Gavin Ortega

No. 68 – Denver Broncos
- Position: Guard
- Roster status: Practice squad

Personal information
- Born: April 29, 2004 (age 22) Bellingham, Washington, U.S.
- Listed height: 6 ft 5 in (1.96 m)
- Listed weight: 300 lb (136 kg)

Career information
- High school: Sehome (Bellingham, Washington)
- College: Weber State (2022–2025)
- NFL draft: 2026: undrafted

Career history
- Denver Broncos (2026–present)*;
- * Offseason or practice squad member only

Awards and highlights
- First-team All-Big Sky (2025); Second-team All-Big Sky (2024);
- Stats at Pro Football Reference

= Gavin Ortega =

American football player (born 2004)

Gavin Ortega (born April 29, 2004) is an American professional football guard for the Denver Broncos of the National Football League (NFL).
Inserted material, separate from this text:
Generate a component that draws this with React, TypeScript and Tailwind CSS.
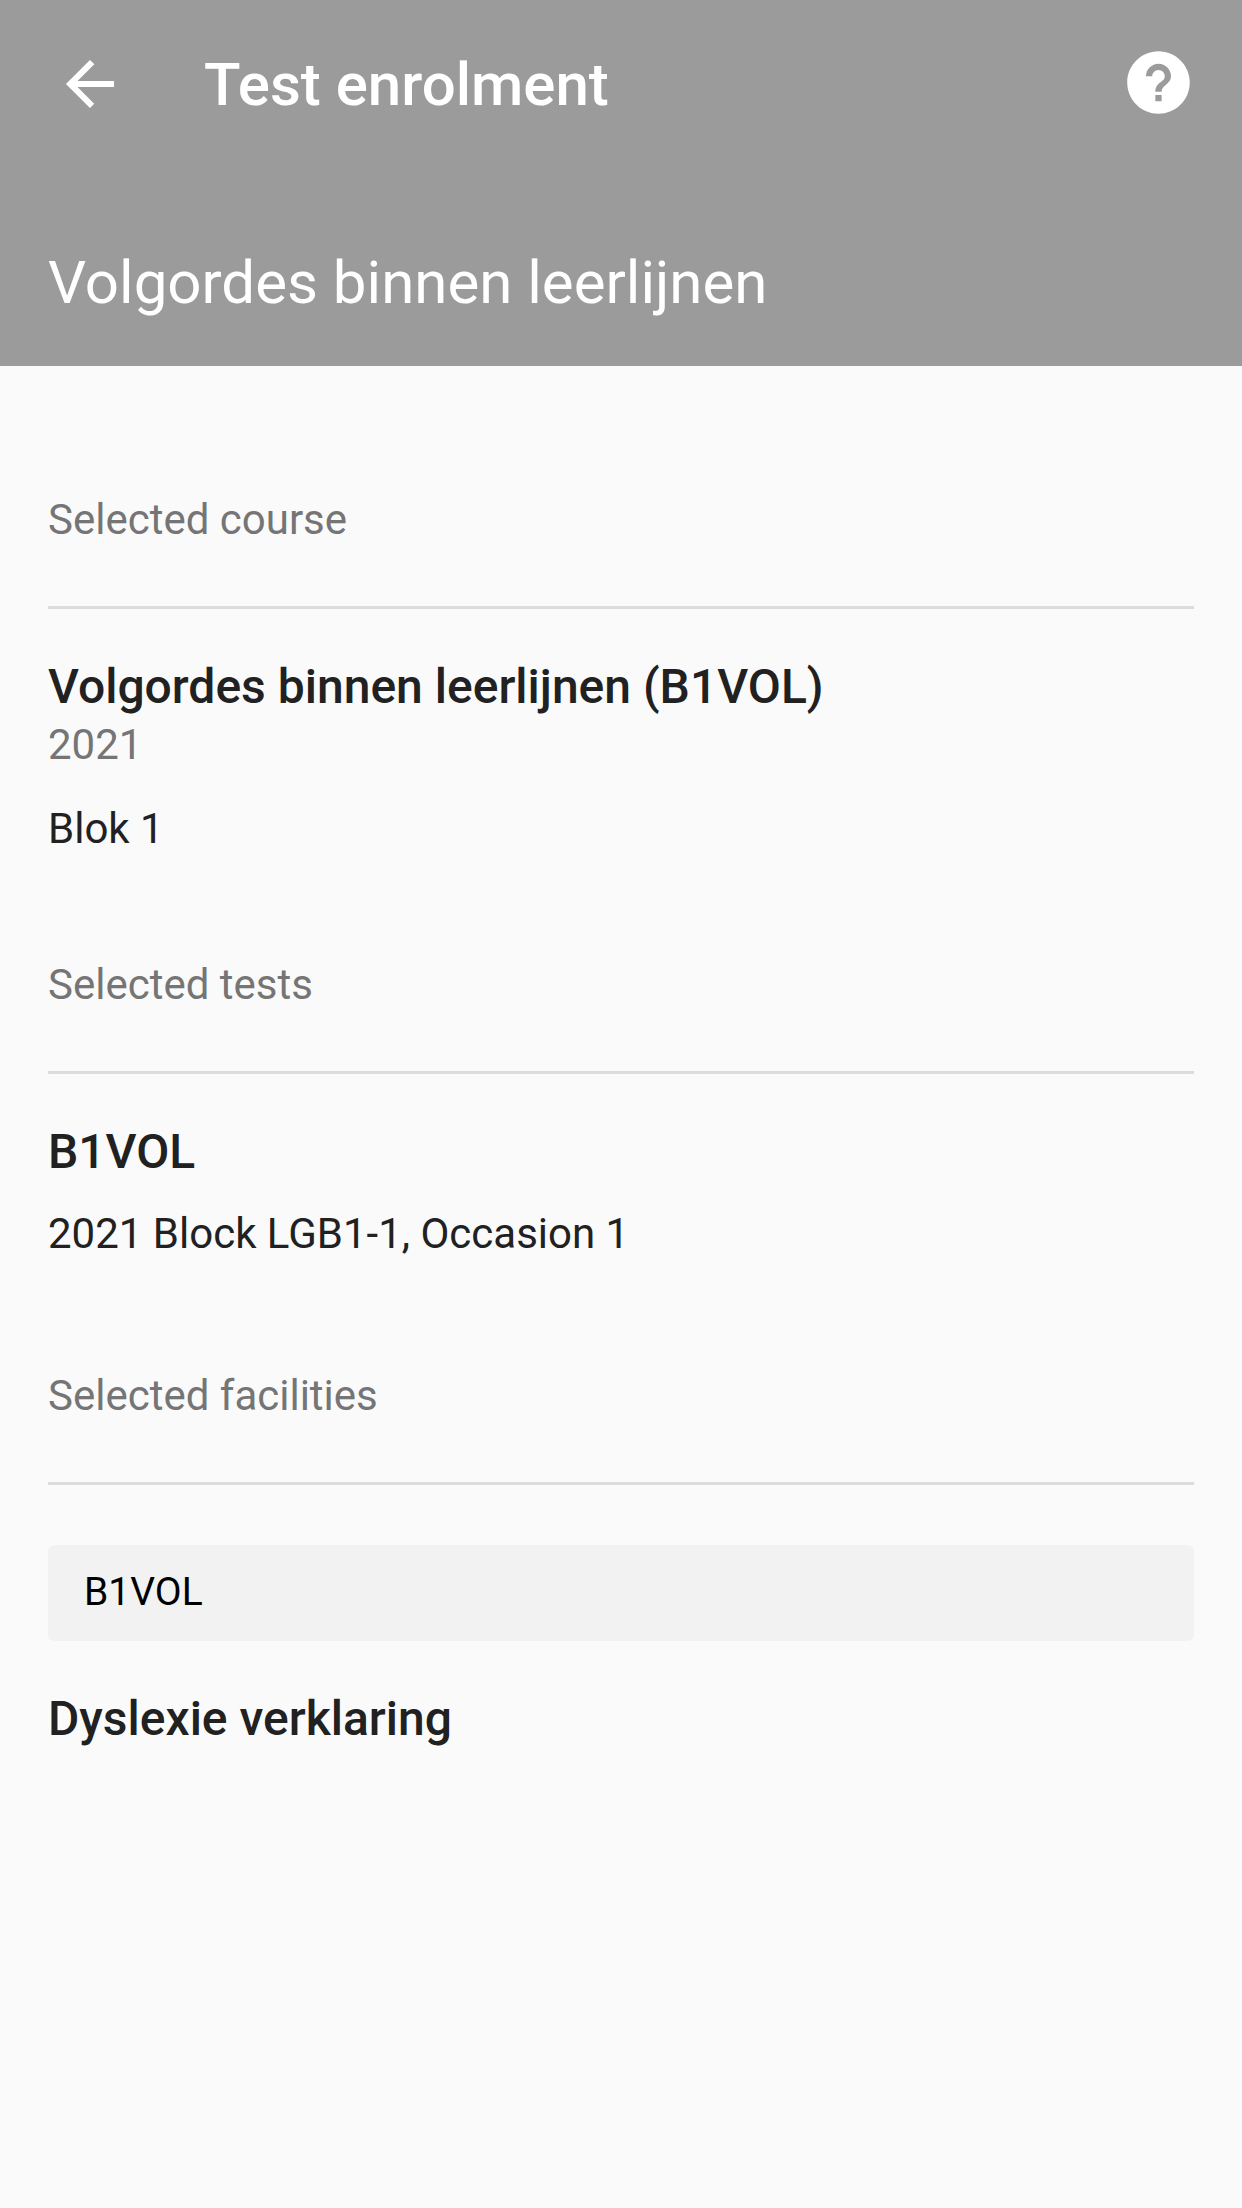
import { IoMdArrowBack, IoMdHelpCircle } from "react-icons/io";

type SectionProps = {
  title: string;
  children: React.ReactNode;
};

function Section({ title, children }: SectionProps): React.ReactElement {
  return (
    <section>
      <h2 className="border-b-3 border-[#dcdcdc] pb-[54px] text-[42px] leading-[64px] text-[#757575]">
        {title}
      </h2>
      {children}
    </section>
  );
}

export default function App(): React.ReactElement {
  return (
    <div className="min-h-screen bg-[#fafafa] font-[Roboto,sans-serif] text-[#212121]">
      <header className="bg-[#9b9b9b] text-white">
        <div className="flex h-[168px] items-center pr-[45px] pl-[54px]">
          <button type="button" aria-label="Back">
            <IoMdArrowBack className="size-[72px]" />
          </button>
          <h1 className="ml-[78px] flex-1 pt-0.5 text-[60px] font-medium">Test enrolment</h1>
          <button type="button" aria-label="Help" className="pb-1">
            <IoMdHelpCircle className="size-[77px]" />
          </button>
        </div>
        <p className="px-12 pt-[78px] pb-[46px] text-[60px] leading-[74px]">
          Volgordes binnen leerlijnen
        </p>
      </header>

      <main className="px-12 pt-[122px]">
        <Section title="Selected course">
          <h3 className="mt-12 text-[48px] leading-[60px] font-medium">
            Volgordes binnen leerlijnen (B1VOL)
          </h3>
          <p className="text-[42px] leading-[56px] text-[#757575]">2021</p>
          <p className="mt-7 mb-24 text-[42px] leading-[56px]">Blok 1</p>
        </Section>

        <Section title="Selected tests">
          <h3 className="mt-12 text-[48px] leading-[60px] font-medium">B1VOL</h3>
          <p className="mt-6 mb-[102px] text-[42px] leading-[56px]">
            2021 Block LGB1-1, Occasion 1
          </p>
        </Section>

        <Section title="Selected facilities">
          <p className="mt-[60px] rounded-md bg-[#f2f2f2] px-9 pt-5 pb-[22px] text-[39px] leading-[54px] text-black">
            B1VOL
          </p>
          <h3 className="mt-12 text-[48px] leading-[60px] font-medium">
            Dyslexie verklaring
          </h3>
        </Section>
      </main>
    </div>
  );
}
He played college football for the Weber State Wildcats and was signed by the Broncos as an undrafted free agent in 2026.

== Early life ==
Ortega was born on April 29, 2004, to BJ and Marjorie Ortega. He attended Sehome High School in Bellingham, Washington, where he played both football and basketball. Rated as three-star recruit, Ortega received offers from a number of schools, including Eastern Washington University and Weber State University. He eventually committed to Weber State in December 2021.

== College career ==
In college, Ortega played at left tackle, left guard, and right tackle. During his freshman year in 2022, he played in six games. In 2023, Ortega saw increased playing time as a starter, playing in 11 games and making 10 starts. In 2024, he started all 12 games at left guard, and was also voted a team captain by his teammates. Ortega subsequently earned second-team All-Big Sky Conference honors. In 2025, he once again started in all 12 games and was voted a captain. Led by Ortega, the Wildcats' offensive line allowed just 14 sacks, the fewest in the Big Sky that year. Following his senior year, Ortega was named to the All-Big Sky first-team.

== Professional career ==

Heading into the 2026 NFL draft, Ortega garnered attention as an FCS prospect due to his technique and hand placement in addition to his athleticism, with him logging a relative athletic score (RAS) of 8.76.

Pre-draft measurables
| Height | Weight | Arm length | Hand span | Wingspan | 40-yard dash | 10-yard split | 20-yard split | 20-yard shuttle | Three-cone drill | Vertical jump | Broad jump | Bench press |
| 6 ft 5 in (1.96 m) | 304 lb (138 kg) | 33 in (0.84 m) | 10 in (0.25 m) | 6 ft 9+5⁄8 in (2.07 m) | 5.10 s | 1.76 s | 2.96 s | 4.69 s | 7.51 s | 30.0 in (0.76 m) | 9 ft 3 in (2.82 m) | 24 reps |
All values from Pro Day

=== Denver Broncos ===
After going unselected in the draft, Ortega signed with the Denver Broncos as an undrafted free agent on May 8, 2026. Prior to the draft, the Broncos had hosted him for a top-30 visit on April 14. On August 30, Ortega was waived by the Broncos. The next day, he was re-signed to their practice squad.